From 2 to 8 CE Ovid wrote his great epic, the Metamorphoses, which tells of the story of the world through mythological stories of changing bodies with about 12,000 lines of hexameter. He also wrote the first half of his poetic calendar, the Fasti, again in elegiac couplets. He only got through six books/months in this, from January to June, before he suffered exile in 8 CE. We don't know the specific reasons for Rome's most famous poet of the day being sent to the furthest reaches of Rome's control. Ovid himself tells us that it was because of a poem and a mistake (carmen et error). The poem could be his scandalous Ars Amatoria. Needless to say, exile prevented the final revision of the Metamorphoses and the second half of his culturally valuable Fasti.

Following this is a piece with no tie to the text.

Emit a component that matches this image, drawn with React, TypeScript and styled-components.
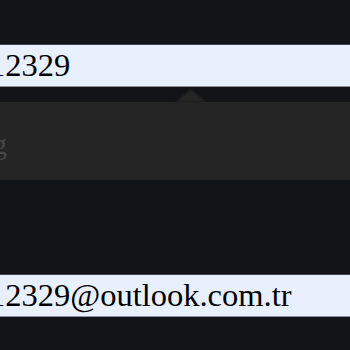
import React from "react";
import styled, { createGlobalStyle } from "styled-components";

const Global = createGlobalStyle`
  html, body { margin: 0; padding: 0; background: #131417; }
  body { width: 350px; height: 350px; overflow: hidden; font-family: "Liberation Serif", "Times New Roman", serif; }
`;

const Page = styled.div`
  width: 350px;
  height: 350px;
  overflow: hidden;
  padding-top: 44px;
  box-sizing: border-box;
  display: flex;
  flex-direction: column;
`;

const Field = styled.input`
  display: block;
  box-sizing: border-box;
  width: 380px;
  height: 43px;
  margin: 0 0 0 -12px;
  padding: 0 0 0 1px;
  border: none;
  border-top: 1px solid #3d4350;
  border-bottom: 1px solid #8a8f99;
  background: #e8f0fe;
  color: #000;
  font-family: "Liberation Serif", "Times New Roman", serif;
  font-size: 32.5px;
  outline: none;
`;

const TipWrap = styled.div`
  position: relative;
  margin-top: 15px;
  height: 78px;
  background: #252525;
  display: flex;
  align-items: center;
`;

const Arrow = styled.div`
  position: absolute;
  top: -13px;
  left: 176px;
  width: 0;
  height: 0;
  border-left: 15px solid transparent;
  border-right: 15px solid transparent;
  border-bottom: 13px solid #252525;
  filter: blur(0.8px);
`;

const TipText = styled.span`
  margin-left: -8px;
  margin-top: 6px;
  color: #474747;
  font-family: "Liberation Serif", "Times New Roman", serif;
  font-size: 30px;
`;

const Spacer = styled.div`
  height: 94px;
`;

export default function App() {
  return (
    <>
      <Global />
      <Page>
        <Field readOnly value="12329" />
        <TipWrap>
          <Arrow />
          <TipText>g</TipText>
        </TipWrap>
        <Spacer />
        <Field readOnly value="12329@outlook.com.tr" />
      </Page>
    </>
  );
}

During exile, Ovid wrote five books of the Tristia (literally, Sadness) and four books of the Epistulae ex Ponto (Letters from the Black Sea). These poems were composed as letters of appeal to Augustus, his friends, and Rome, to revoke his exile and allow him to return. He also wrote a short invective poem called Ibis around 11-12 CE. All of these poems were written in elegiac couplets.

His Style

Ovid was first and foremost an elegiac poet, and Ovid's hexameters have a lot of the bounce and quickness of elegy. Ovid obviously prefers dactyls to spondees. In our lines, we see that he uses the dactyl 54.83% of the time, which leaves just 45.17% for spondees. Vergil and his heavy, serious meter is the inverse of Ovid.

Like many other Augustan poets, Ovid prefers to begin his line with a dactyl. In fact, his eight most common patterns all begin with a dactyl. Contrast this with Vergil, whose top eight patterns included four that begin with a spondee. We can look at this difference even more by contrasting Ovid's use of DDDD (5.83%) with Vergil's (1.95%), as well as Ovid's use of SSSS (1.75%) to Vergil's (7.06%).

While Vergil uses elision to work with his narrative (Anderson notes that it helps connect phrases and reinforce the complexity of the narrative), Ovid works to create a much cleaner line, and uses elision less frequently. In our lines, Ovid's elision rate (the number of elisions divided by number of lines) is 0.2482, while Vergil's is 0.5485. Anderson also notes that a large portion of Ovid's elisions occur with -que, et, or est, and don't serve to constrict the flow of the story. Perhaps taking a lesson from the elegiac couplet (where he would stitch two separate phrases together to form the quasi-pentameter second line), Ovid uses the caesura to divide phrases. So especially with Ovid, understanding where the caesura falls helps immensely in not just understanding the scansion of the line, but also its sense.


Sources

Anderson, William S. 1997. Ovid's Metamorphoses, Books 1-5. Norman: University of Oklahoma Press.
Conte, Gian Biagio. 1994. Latin Literature: A History. Baltimore: The Johns Hopkins Press.